** Job **
Write out each line exactly as given. Leave the pictures out of your copy.

** Data **
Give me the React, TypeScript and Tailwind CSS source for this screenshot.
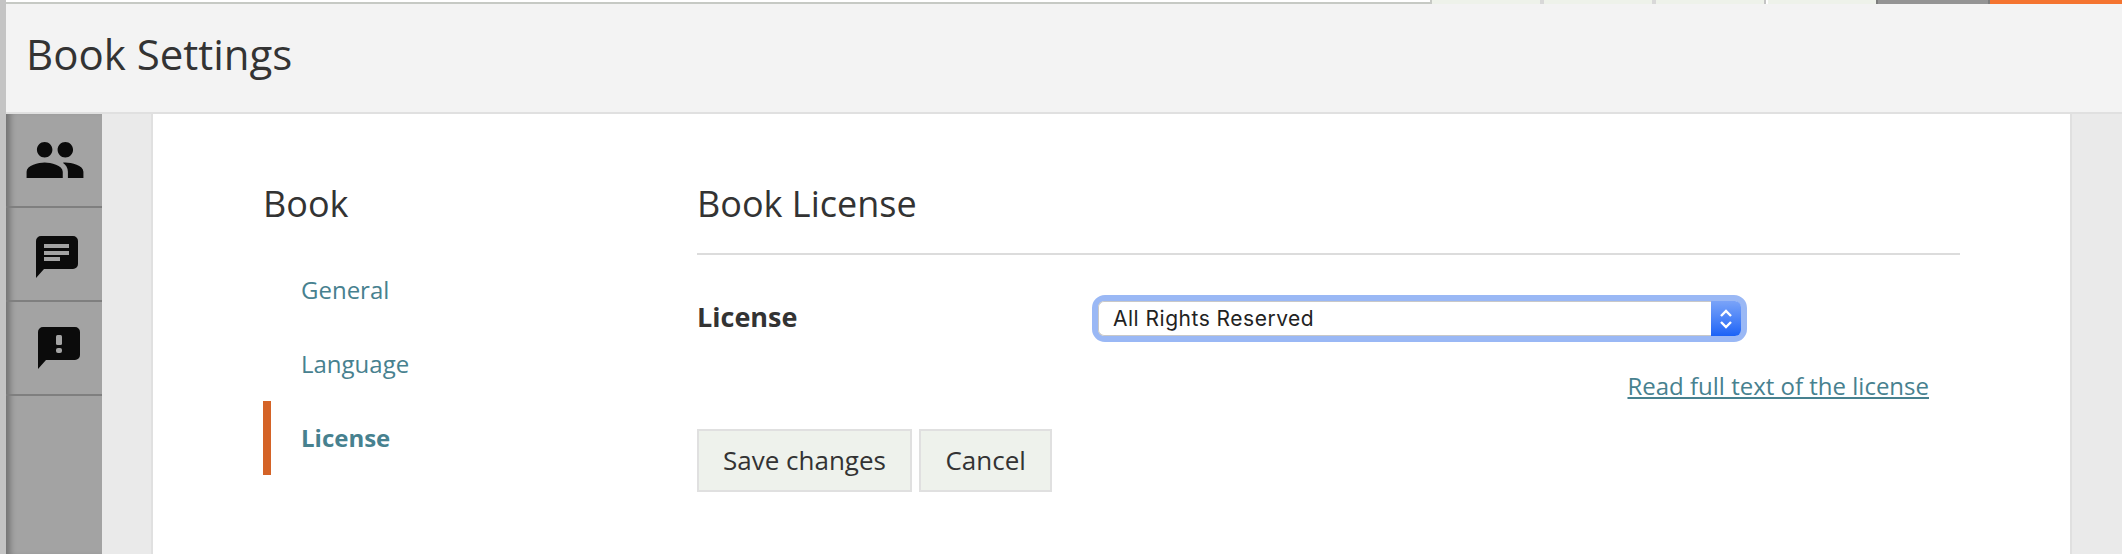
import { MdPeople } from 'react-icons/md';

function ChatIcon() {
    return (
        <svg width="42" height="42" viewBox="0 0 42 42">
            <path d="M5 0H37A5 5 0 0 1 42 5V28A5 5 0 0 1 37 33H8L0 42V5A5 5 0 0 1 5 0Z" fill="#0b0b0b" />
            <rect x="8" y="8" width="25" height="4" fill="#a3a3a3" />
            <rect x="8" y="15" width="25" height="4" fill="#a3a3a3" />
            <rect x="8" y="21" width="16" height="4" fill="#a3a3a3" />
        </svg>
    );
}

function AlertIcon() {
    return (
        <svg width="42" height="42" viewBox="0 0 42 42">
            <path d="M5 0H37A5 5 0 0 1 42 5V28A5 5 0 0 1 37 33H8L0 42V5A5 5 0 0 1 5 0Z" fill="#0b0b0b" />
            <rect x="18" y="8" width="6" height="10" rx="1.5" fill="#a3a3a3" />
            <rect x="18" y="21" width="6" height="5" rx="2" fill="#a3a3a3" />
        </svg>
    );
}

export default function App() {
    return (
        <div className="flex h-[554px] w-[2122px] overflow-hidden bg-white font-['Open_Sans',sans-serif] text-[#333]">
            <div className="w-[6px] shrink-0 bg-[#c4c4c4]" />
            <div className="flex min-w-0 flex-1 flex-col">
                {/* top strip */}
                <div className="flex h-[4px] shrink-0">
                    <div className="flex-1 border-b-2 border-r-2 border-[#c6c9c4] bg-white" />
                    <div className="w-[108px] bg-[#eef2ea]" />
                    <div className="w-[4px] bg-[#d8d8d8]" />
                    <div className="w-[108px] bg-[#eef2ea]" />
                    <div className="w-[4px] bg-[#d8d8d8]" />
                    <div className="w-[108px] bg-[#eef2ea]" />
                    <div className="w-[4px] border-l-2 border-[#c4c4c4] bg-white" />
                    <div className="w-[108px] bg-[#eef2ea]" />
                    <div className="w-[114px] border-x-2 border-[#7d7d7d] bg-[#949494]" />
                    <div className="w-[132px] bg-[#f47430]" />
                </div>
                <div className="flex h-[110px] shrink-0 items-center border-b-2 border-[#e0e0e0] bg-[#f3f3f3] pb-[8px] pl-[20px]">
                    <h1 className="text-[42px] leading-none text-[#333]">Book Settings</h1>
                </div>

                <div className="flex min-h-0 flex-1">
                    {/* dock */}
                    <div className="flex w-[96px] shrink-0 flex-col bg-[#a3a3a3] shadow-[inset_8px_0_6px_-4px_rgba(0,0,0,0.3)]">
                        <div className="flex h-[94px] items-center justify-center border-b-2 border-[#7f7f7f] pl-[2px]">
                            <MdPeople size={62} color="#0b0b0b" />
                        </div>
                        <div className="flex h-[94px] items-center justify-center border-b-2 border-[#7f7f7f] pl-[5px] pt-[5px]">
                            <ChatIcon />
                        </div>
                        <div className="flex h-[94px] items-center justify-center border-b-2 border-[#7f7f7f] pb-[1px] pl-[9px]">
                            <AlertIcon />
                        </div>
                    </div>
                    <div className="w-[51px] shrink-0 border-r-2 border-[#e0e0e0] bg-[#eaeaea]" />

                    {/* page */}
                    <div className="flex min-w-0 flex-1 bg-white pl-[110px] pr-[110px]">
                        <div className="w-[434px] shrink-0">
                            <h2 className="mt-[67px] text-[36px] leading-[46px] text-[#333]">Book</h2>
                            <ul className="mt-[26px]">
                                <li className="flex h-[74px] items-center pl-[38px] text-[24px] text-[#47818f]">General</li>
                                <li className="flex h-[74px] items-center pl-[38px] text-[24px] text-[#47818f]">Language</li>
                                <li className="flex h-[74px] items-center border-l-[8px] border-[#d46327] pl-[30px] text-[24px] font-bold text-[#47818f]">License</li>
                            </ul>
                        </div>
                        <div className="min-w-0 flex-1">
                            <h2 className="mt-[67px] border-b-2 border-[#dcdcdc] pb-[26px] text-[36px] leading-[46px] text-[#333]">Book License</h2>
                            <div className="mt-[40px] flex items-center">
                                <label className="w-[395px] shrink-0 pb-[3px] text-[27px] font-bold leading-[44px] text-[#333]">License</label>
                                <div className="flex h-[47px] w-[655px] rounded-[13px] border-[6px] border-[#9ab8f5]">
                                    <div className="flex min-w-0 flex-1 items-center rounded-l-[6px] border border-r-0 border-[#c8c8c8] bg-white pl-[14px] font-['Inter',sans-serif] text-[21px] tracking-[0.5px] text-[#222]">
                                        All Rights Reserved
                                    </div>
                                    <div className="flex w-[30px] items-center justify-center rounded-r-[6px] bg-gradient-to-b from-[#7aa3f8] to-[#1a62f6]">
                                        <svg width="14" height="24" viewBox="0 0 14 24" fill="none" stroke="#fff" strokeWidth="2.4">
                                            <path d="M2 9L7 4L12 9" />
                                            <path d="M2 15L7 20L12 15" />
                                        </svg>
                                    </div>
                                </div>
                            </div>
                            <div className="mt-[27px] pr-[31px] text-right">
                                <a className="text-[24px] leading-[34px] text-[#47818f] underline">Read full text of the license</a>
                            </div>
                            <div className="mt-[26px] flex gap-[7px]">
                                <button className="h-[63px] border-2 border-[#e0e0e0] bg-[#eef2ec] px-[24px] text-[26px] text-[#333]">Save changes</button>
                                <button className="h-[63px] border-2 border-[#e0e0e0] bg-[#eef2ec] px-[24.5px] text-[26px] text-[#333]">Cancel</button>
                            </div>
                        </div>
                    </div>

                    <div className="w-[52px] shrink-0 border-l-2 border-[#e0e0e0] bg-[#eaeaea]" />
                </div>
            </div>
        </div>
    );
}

** Answer to this problem **
Give me the React, TypeScript and Tailwind CSS source for this screenshot.
import { MdPeople } from 'react-icons/md';

function ChatIcon() {
    return (
        <svg width="42" height="42" viewBox="0 0 42 42">
            <path d="M5 0H37A5 5 0 0 1 42 5V28A5 5 0 0 1 37 33H8L0 42V5A5 5 0 0 1 5 0Z" fill="#0b0b0b" />
            <rect x="8" y="8" width="25" height="4" fill="#a3a3a3" />
            <rect x="8" y="15" width="25" height="4" fill="#a3a3a3" />
            <rect x="8" y="21" width="16" height="4" fill="#a3a3a3" />
        </svg>
    );
}

function AlertIcon() {
    return (
        <svg width="42" height="42" viewBox="0 0 42 42">
            <path d="M5 0H37A5 5 0 0 1 42 5V28A5 5 0 0 1 37 33H8L0 42V5A5 5 0 0 1 5 0Z" fill="#0b0b0b" />
            <rect x="18" y="8" width="6" height="10" rx="1.5" fill="#a3a3a3" />
            <rect x="18" y="21" width="6" height="5" rx="2" fill="#a3a3a3" />
        </svg>
    );
}

export default function App() {
    return (
        <div className="flex h-[554px] w-[2122px] overflow-hidden bg-white font-['Open_Sans',sans-serif] text-[#333]">
            <div className="w-[6px] shrink-0 bg-[#c4c4c4]" />
            <div className="flex min-w-0 flex-1 flex-col">
                {/* top strip */}
                <div className="flex h-[4px] shrink-0">
                    <div className="flex-1 border-b-2 border-r-2 border-[#c6c9c4] bg-white" />
                    <div className="w-[108px] bg-[#eef2ea]" />
                    <div className="w-[4px] bg-[#d8d8d8]" />
                    <div className="w-[108px] bg-[#eef2ea]" />
                    <div className="w-[4px] bg-[#d8d8d8]" />
                    <div className="w-[108px] bg-[#eef2ea]" />
                    <div className="w-[4px] border-l-2 border-[#c4c4c4] bg-white" />
                    <div className="w-[108px] bg-[#eef2ea]" />
                    <div className="w-[114px] border-x-2 border-[#7d7d7d] bg-[#949494]" />
                    <div className="w-[132px] bg-[#f47430]" />
                </div>
                <div className="flex h-[110px] shrink-0 items-center border-b-2 border-[#e0e0e0] bg-[#f3f3f3] pb-[8px] pl-[20px]">
                    <h1 className="text-[42px] leading-none text-[#333]">Book Settings</h1>
                </div>

                <div className="flex min-h-0 flex-1">
                    {/* dock */}
                    <div className="flex w-[96px] shrink-0 flex-col bg-[#a3a3a3] shadow-[inset_8px_0_6px_-4px_rgba(0,0,0,0.3)]">
                        <div className="flex h-[94px] items-center justify-center border-b-2 border-[#7f7f7f] pl-[2px]">
                            <MdPeople size={62} color="#0b0b0b" />
                        </div>
                        <div className="flex h-[94px] items-center justify-center border-b-2 border-[#7f7f7f] pl-[5px] pt-[5px]">
                            <ChatIcon />
                        </div>
                        <div className="flex h-[94px] items-center justify-center border-b-2 border-[#7f7f7f] pb-[1px] pl-[9px]">
                            <AlertIcon />
                        </div>
                    </div>
                    <div className="w-[51px] shrink-0 border-r-2 border-[#e0e0e0] bg-[#eaeaea]" />

                    {/* page */}
                    <div className="flex min-w-0 flex-1 bg-white pl-[110px] pr-[110px]">
                        <div className="w-[434px] shrink-0">
                            <h2 className="mt-[67px] text-[36px] leading-[46px] text-[#333]">Book</h2>
                            <ul className="mt-[26px]">
                                <li className="flex h-[74px] items-center pl-[38px] text-[24px] text-[#47818f]">General</li>
                                <li className="flex h-[74px] items-center pl-[38px] text-[24px] text-[#47818f]">Language</li>
                                <li className="flex h-[74px] items-center border-l-[8px] border-[#d46327] pl-[30px] text-[24px] font-bold text-[#47818f]">License</li>
                            </ul>
                        </div>
                        <div className="min-w-0 flex-1">
                            <h2 className="mt-[67px] border-b-2 border-[#dcdcdc] pb-[26px] text-[36px] leading-[46px] text-[#333]">Book License</h2>
                            <div className="mt-[40px] flex items-center">
                                <label className="w-[395px] shrink-0 pb-[3px] text-[27px] font-bold leading-[44px] text-[#333]">License</label>
                                <div className="flex h-[47px] w-[655px] rounded-[13px] border-[6px] border-[#9ab8f5]">
                                    <div className="flex min-w-0 flex-1 items-center rounded-l-[6px] border border-r-0 border-[#c8c8c8] bg-white pl-[14px] font-['Inter',sans-serif] text-[21px] tracking-[0.5px] text-[#222]">
                                        All Rights Reserved
                                    </div>
                                    <div className="flex w-[30px] items-center justify-center rounded-r-[6px] bg-gradient-to-b from-[#7aa3f8] to-[#1a62f6]">
                                        <svg width="14" height="24" viewBox="0 0 14 24" fill="none" stroke="#fff" strokeWidth="2.4">
                                            <path d="M2 9L7 4L12 9" />
                                            <path d="M2 15L7 20L12 15" />
                                        </svg>
                                    </div>
                                </div>
                            </div>
                            <div className="mt-[27px] pr-[31px] text-right">
                                <a className="text-[24px] leading-[34px] text-[#47818f] underline">Read full text of the license</a>
                            </div>
                            <div className="mt-[26px] flex gap-[7px]">
                                <button className="h-[63px] border-2 border-[#e0e0e0] bg-[#eef2ec] px-[24px] text-[26px] text-[#333]">Save changes</button>
                                <button className="h-[63px] border-2 border-[#e0e0e0] bg-[#eef2ec] px-[24.5px] text-[26px] text-[#333]">Cancel</button>
                            </div>
                        </div>
                    </div>

                    <div className="w-[52px] shrink-0 border-l-2 border-[#e0e0e0] bg-[#eaeaea]" />
                </div>
            </div>
        </div>
    );
}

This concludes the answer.